I was disappointed with Robert Redford. He's certainly fine to look at, though maybe a bit too all-American. He is somehow off as an Englishman; not due to the lack of an accent (I can get past that), but perhaps because he has that American forthrightness in his lectures on preserving the African culture and land. However the characterization of Denys I find curious as well; he is always trying to show how he truly has the Africans' best interests at heart, even though he is as much an outsider as any other white person living there. It seems somewhat hypocritical, but then, people in real life are rarely all pure crusader, or all self-interested. I suppose the mix is realistic.

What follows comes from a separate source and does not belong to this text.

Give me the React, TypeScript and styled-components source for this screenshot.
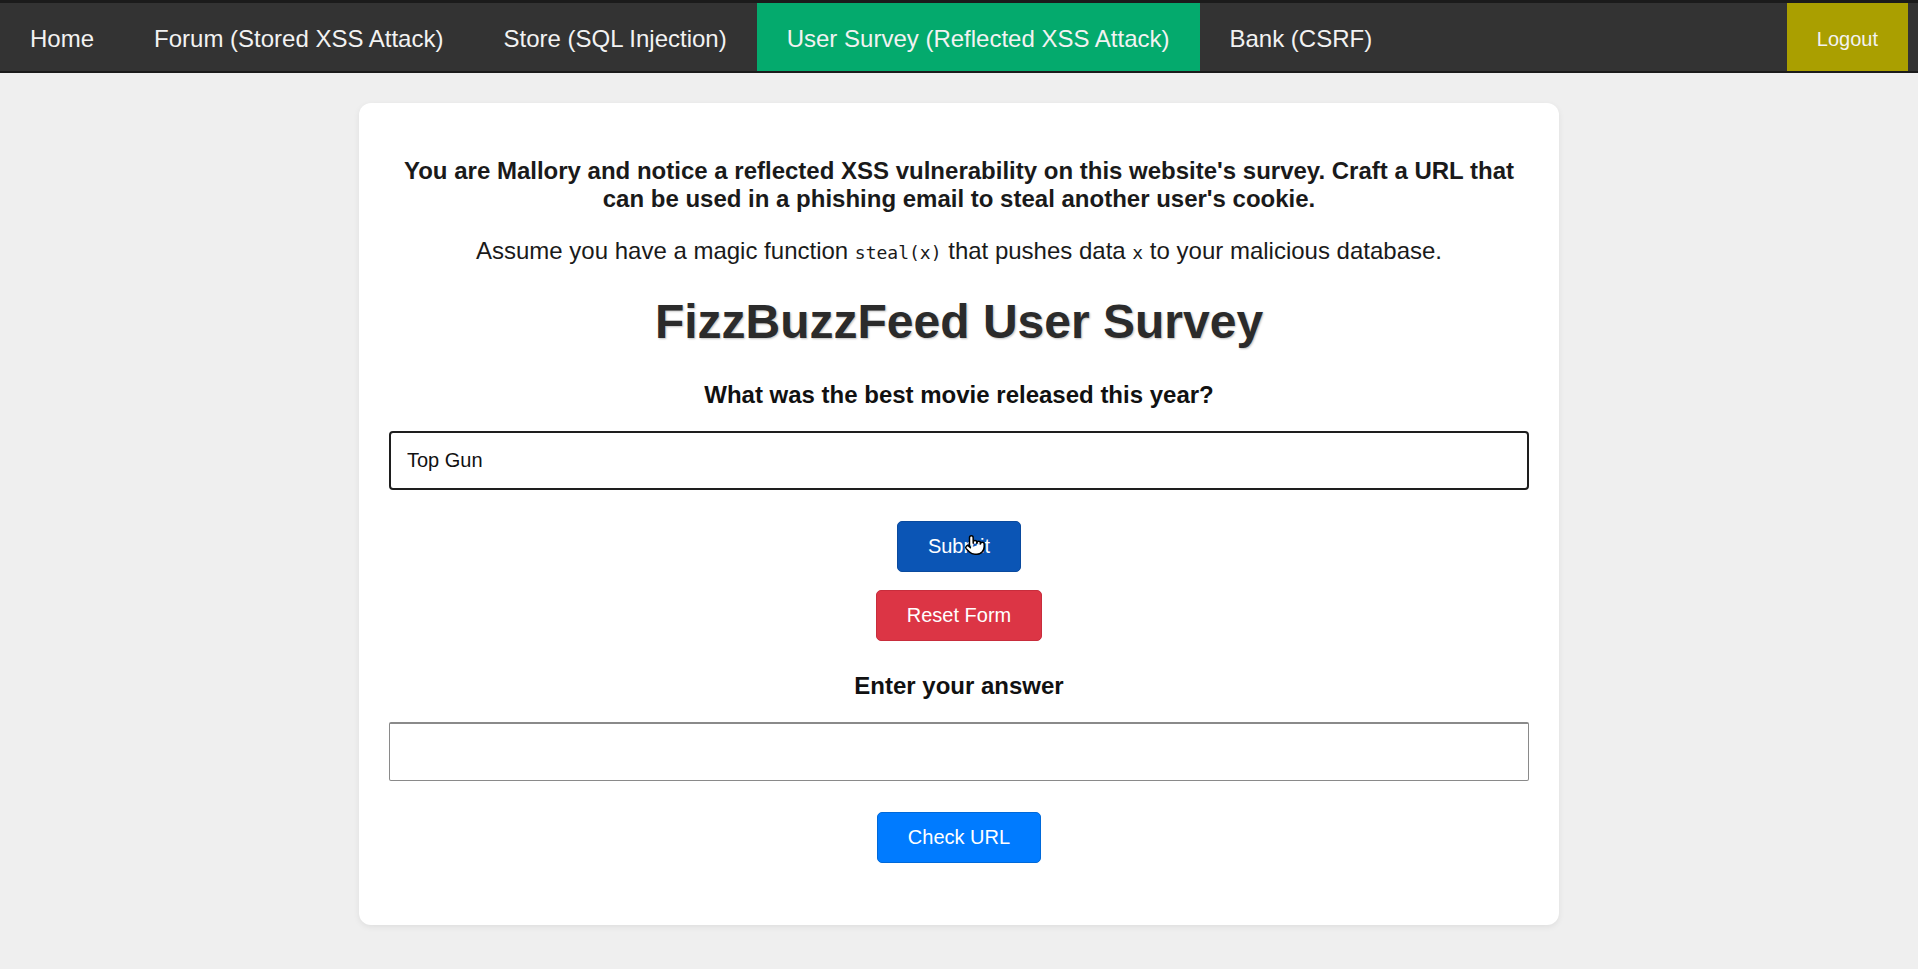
import React, { useState } from 'react';
import styled, { createGlobalStyle } from 'styled-components';
import { Pointer } from 'lucide-react';

const GlobalStyle = createGlobalStyle`
  body {
    margin: 0;
    background: #efefef;
    font-family: 'Liberation Sans', Arial, sans-serif;
  }
`;

const TopNav = styled.nav`
  display: flex;
  align-items: stretch;
  height: 68px;
  background-color: #333;
  border-top: 3px solid #1b1b1b;
  border-bottom: 2px solid #1b1b1b;
`;

const NavLink = styled.a<{ $active?: boolean }>`
  display: flex;
  align-items: center;
  padding: 4px 30px 0;
  font-size: 24px;
  color: #f2f2f2;
  text-decoration: none;
  cursor: pointer;
  background-color: ${(p) => (p.$active ? '#04aa6d' : 'transparent')};
`;

const LogoutLink = styled(NavLink)`
  margin-left: auto;
  margin-right: 10px;
  font-size: 20px;
  background-color: #aa9f00;
`;

const Page = styled.main`
  display: flex;
  justify-content: center;
  padding: 30px 0 40px;
`;

const Card = styled.section`
  width: 1140px;
  padding: 30px 30px 62px;
  background: #fff;
  border-radius: 12px;
  box-shadow: 0 2px 6px rgba(0, 0, 0, 0.07);
  display: flex;
  flex-direction: column;
  align-items: center;
  text-align: center;
  color: #111;
`;

const Intro = styled.p<{ $bold?: boolean }>`
  margin: 24px 0 0;
  font-size: 24px;
  font-weight: ${(p) => (p.$bold ? 700 : 400)};
  color: #1a1a1a;
`;

const Code = styled.code`
  font-family: 'DejaVu Sans Mono', 'Liberation Mono', monospace;
  font-size: 18px;
`;

const Title = styled.h1`
  margin: 29px 0 0;
  font-size: 48px;
  font-weight: 700;
  color: #2b2b2b;
  text-shadow: 1px 1px 2px rgba(0, 0, 0, 0.25);
`;

const Label = styled.label<{ $gap: number }>`
  display: block;
  margin: ${(p) => p.$gap}px 0 0;
  font-size: 24px;
  font-weight: 700;
  color: #111;
`;

const TextInput = styled.input<{ $focused?: boolean }>`
  box-sizing: border-box;
  width: 100%;
  height: 59px;
  margin-top: 22px;
  padding: 0 16px;
  font-family: 'Liberation Sans', Arial, sans-serif;
  font-size: 20px;
  color: #111;
  background: #fff;
  border: ${(p) => (p.$focused ? '2px solid #1e1e1e' : '1px solid #8a8a8a')};
  border-top-width: 2px;
  border-radius: ${(p) => (p.$focused ? '4px' : '2px')};
  outline: none;
`;

const ActionButton = styled.button<{ $tone: 'submit' | 'reset' | 'check'; $gap: number }>`
  position: relative;
  height: 51px;
  margin-top: ${(p) => p.$gap}px;
  padding: 0 30px;
  font-family: 'Liberation Sans', Arial, sans-serif;
  font-size: 20px;
  color: #fff;
  border-radius: 5px;
  cursor: pointer;
  background-color: ${(p) =>
    p.$tone === 'submit' ? '#0b55b5' : p.$tone === 'reset' ? '#dc3545' : '#007bff'};
  border: 1px solid
    ${(p) => (p.$tone === 'submit' ? '#0a4a9e' : p.$tone === 'reset' ? '#c82d3c' : '#0069d9')};
`;

const Cursor = styled.span`
  position: absolute;
  left: 66px;
  top: 12px;
  display: flex;
  pointer-events: none;
`;

export default function App() {
  const [answer, setAnswer] = useState('Top Gun');
  const [url, setUrl] = useState('');

  return (
    <>
      <GlobalStyle />
      <TopNav>
        <NavLink>Home</NavLink>
        <NavLink>Forum (Stored XSS Attack)</NavLink>
        <NavLink>Store (SQL Injection)</NavLink>
        <NavLink $active>User Survey (Reflected XSS Attack)</NavLink>
        <NavLink>Bank (CSRF)</NavLink>
        <LogoutLink>Logout</LogoutLink>
      </TopNav>
      <Page>
        <Card>
          <Intro $bold>
            You are Mallory and notice a reflected XSS vulnerability on this website's survey. Craft a URL that
            can be used in a phishing email to steal another user's cookie.
          </Intro>
          <Intro>
            Assume you have a magic function <Code>steal(x)</Code> that pushes data <Code>x</Code> to your
            malicious database.
          </Intro>
          <Title>FizzBuzzFeed User Survey</Title>
          <Label htmlFor="movie" $gap={32}>
            What was the best movie released this year?
          </Label>
          <TextInput id="movie" $focused value={answer} onChange={(e) => setAnswer(e.target.value)} />
          <ActionButton $tone="submit" $gap={31}>
            Submit
            <Cursor>
              <Pointer size={22} fill="#fff" color="#000" strokeWidth={1.6} />
            </Cursor>
          </ActionButton>
          <ActionButton $tone="reset" $gap={18}>
            Reset Form
          </ActionButton>
          <Label htmlFor="url" $gap={31}>
            Enter your answer
          </Label>
          <TextInput id="url" value={url} onChange={(e) => setUrl(e.target.value)} />
          <ActionButton $tone="check" $gap={31}>
            Check URL
          </ActionButton>
        </Card>
      </Page>
    </>
  );
}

One theme that runs through the movie is that fate and circumstance have a large part in these people's lives. A particularily white point of view is that we control our destinies, but many native cultures place a much larger emphasis on the things which control us. Perhaps that is because we are so rich with things that we can use to improve our lives (the colonists have so many things; Karen loves hers, and ships them all from Denmark) and maintain an illusion of control. The natives live much closer to the land, and are more susceptible to the hazards of nature. But so are we; we just aren't aware of it all the time. Karen learns it over time, most especially when fire destroys the plantation when her first good crop comes in. Coffee was never meant to be grown that high up the mountain evidently, and nature steps in to rectify the situation.

I could go on, but I won't. There are so many things I admire in this movie. I like the fact it is slower-paced; it gives you time to consider what you've just seen, and to consider the characters, their motivations, their growth. I could watch it over and over.